### Task statement
Below are some records. Copy every line in them that holds "page".

>>

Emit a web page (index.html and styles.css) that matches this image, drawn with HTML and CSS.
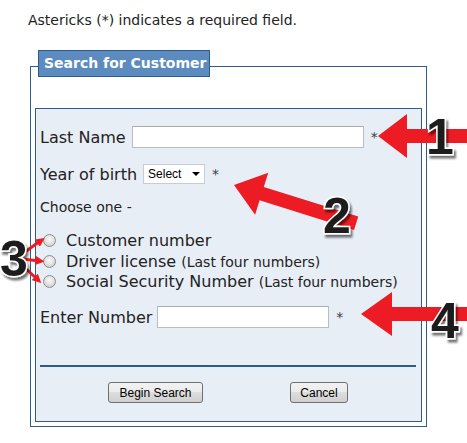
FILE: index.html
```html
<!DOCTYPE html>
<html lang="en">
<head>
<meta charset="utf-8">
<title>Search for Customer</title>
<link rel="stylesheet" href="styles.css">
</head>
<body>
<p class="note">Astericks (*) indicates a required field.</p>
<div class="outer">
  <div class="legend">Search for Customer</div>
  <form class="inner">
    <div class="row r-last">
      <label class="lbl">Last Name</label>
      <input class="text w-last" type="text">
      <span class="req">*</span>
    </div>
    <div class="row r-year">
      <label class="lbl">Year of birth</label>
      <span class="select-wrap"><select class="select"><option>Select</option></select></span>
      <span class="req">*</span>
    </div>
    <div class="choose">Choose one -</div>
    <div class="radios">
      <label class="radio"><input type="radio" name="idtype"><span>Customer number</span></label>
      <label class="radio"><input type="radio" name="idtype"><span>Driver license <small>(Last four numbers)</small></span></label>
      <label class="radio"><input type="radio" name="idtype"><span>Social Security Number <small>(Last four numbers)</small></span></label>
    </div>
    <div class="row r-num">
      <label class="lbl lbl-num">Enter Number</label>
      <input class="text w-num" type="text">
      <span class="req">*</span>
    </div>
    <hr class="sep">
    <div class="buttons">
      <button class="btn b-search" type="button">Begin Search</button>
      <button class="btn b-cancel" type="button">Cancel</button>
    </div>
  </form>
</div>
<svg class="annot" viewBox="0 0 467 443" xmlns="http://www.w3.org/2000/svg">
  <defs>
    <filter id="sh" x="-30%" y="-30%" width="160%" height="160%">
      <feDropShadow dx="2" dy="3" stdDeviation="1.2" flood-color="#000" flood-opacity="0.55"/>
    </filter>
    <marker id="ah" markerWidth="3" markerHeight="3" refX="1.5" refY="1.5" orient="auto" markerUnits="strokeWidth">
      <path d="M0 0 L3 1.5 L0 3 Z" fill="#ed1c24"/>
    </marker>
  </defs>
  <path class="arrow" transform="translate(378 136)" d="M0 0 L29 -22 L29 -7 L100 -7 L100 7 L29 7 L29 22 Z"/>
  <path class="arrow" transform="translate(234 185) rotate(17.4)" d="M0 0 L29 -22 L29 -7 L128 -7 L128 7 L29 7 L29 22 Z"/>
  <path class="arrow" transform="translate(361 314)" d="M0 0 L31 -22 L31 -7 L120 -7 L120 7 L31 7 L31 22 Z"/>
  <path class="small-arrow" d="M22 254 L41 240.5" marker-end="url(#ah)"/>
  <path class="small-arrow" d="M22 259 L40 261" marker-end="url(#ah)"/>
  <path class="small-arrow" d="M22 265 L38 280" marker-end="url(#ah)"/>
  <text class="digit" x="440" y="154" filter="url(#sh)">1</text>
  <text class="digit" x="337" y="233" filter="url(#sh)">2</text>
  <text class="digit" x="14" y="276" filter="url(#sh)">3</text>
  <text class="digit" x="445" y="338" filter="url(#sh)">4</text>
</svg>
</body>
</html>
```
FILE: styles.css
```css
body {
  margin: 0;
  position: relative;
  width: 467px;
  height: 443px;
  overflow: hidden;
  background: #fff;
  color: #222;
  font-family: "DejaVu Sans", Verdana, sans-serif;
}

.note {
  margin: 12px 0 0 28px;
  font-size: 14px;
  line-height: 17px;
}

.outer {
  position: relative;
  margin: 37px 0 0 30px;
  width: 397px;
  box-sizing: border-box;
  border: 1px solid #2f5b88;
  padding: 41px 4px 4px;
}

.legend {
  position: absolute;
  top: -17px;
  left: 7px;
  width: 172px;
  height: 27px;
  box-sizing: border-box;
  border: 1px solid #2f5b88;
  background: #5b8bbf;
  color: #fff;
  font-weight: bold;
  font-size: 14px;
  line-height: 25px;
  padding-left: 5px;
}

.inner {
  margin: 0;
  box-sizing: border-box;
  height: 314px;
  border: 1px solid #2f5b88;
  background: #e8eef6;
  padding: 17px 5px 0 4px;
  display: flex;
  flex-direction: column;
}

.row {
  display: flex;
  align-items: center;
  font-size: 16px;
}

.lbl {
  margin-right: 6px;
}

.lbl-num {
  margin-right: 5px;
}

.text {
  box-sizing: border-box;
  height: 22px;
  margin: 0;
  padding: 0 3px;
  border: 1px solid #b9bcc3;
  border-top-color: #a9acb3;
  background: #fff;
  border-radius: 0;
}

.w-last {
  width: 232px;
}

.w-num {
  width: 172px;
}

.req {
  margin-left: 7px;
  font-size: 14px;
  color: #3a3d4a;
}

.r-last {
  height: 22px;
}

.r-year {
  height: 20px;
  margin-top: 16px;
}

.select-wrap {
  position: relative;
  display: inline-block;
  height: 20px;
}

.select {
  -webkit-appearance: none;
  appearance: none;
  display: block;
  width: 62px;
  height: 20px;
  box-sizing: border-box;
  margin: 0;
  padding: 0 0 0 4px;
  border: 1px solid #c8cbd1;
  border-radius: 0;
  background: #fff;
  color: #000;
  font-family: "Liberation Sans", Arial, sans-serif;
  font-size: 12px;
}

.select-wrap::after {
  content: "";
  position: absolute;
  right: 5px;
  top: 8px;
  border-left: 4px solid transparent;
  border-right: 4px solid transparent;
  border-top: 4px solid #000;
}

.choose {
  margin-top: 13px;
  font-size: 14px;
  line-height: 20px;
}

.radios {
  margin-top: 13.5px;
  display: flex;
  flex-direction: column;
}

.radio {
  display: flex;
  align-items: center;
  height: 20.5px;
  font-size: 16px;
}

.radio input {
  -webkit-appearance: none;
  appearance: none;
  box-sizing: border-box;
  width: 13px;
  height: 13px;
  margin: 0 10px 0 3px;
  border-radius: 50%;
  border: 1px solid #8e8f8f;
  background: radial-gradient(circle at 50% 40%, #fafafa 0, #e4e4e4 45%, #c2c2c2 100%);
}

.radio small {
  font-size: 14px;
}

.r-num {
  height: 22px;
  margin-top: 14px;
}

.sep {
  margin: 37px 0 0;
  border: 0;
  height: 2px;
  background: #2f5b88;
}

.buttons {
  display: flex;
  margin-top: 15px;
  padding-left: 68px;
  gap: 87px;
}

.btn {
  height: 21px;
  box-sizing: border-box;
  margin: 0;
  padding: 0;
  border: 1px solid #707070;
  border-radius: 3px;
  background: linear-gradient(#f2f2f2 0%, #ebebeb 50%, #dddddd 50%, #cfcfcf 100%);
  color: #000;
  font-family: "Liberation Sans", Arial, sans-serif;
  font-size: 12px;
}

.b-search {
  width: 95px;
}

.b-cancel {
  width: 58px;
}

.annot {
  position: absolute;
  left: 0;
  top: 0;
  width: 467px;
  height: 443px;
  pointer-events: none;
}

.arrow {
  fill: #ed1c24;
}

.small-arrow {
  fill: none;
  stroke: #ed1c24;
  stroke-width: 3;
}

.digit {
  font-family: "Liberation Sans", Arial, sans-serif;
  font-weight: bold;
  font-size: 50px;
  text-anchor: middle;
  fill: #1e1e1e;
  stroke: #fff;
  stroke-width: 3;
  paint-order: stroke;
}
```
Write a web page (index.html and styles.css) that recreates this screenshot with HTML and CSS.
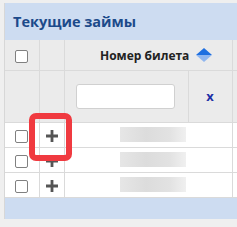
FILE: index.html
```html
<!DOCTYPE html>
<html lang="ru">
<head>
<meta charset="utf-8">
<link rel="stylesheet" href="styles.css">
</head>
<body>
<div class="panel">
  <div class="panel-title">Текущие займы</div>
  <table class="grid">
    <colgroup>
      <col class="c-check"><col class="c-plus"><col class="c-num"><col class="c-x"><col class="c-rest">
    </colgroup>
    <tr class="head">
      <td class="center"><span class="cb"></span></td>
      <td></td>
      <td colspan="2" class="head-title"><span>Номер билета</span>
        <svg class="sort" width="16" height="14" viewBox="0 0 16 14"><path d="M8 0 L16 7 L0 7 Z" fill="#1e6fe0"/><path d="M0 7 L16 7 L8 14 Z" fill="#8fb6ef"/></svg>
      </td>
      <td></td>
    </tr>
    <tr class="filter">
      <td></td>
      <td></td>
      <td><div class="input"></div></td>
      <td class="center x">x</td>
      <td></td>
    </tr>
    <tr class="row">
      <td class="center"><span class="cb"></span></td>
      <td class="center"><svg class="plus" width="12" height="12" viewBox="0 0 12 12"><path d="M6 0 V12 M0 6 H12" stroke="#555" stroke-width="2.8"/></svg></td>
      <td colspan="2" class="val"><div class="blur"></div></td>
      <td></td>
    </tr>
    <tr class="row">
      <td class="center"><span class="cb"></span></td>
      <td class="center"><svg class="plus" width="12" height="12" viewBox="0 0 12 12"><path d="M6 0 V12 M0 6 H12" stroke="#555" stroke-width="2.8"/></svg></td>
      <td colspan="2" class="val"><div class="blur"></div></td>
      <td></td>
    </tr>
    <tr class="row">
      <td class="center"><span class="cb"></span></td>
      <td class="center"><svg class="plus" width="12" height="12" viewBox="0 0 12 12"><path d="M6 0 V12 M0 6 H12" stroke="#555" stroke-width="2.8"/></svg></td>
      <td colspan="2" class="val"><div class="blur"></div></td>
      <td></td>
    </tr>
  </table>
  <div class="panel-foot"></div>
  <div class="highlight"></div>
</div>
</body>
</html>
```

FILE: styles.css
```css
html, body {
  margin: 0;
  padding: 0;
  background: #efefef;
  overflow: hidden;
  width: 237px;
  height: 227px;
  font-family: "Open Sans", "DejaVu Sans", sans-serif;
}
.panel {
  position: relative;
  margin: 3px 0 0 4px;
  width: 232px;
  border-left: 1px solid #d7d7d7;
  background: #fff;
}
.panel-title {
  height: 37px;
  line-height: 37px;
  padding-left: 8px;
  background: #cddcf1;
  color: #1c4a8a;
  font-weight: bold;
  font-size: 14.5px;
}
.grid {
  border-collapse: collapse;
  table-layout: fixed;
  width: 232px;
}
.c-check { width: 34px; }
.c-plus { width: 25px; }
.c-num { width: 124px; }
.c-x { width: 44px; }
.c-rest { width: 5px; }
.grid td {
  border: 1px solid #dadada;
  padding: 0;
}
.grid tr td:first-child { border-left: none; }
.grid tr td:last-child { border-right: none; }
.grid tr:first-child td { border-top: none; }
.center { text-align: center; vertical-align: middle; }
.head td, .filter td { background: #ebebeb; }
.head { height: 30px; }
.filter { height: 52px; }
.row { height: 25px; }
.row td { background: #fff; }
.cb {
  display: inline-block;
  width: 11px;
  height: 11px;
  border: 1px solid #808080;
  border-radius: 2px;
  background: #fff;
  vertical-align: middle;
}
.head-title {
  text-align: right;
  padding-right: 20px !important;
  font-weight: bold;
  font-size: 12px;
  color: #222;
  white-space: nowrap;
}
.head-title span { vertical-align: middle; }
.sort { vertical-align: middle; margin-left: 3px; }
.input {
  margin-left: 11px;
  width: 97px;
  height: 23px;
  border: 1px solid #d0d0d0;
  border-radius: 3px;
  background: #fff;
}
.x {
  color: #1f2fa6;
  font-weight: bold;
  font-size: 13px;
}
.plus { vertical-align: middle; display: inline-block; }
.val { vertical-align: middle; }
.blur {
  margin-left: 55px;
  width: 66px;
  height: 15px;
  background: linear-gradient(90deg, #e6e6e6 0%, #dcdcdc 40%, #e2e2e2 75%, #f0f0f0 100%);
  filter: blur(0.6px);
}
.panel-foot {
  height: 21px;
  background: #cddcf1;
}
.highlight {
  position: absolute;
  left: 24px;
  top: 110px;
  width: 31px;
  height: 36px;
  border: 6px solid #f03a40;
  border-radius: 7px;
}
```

<<

### Solution to the problem
Emit a web page (index.html and styles.css) that matches this image, drawn with HTML and CSS.
Write a web page (index.html and styles.css) that recreates this screenshot with HTML and CSS.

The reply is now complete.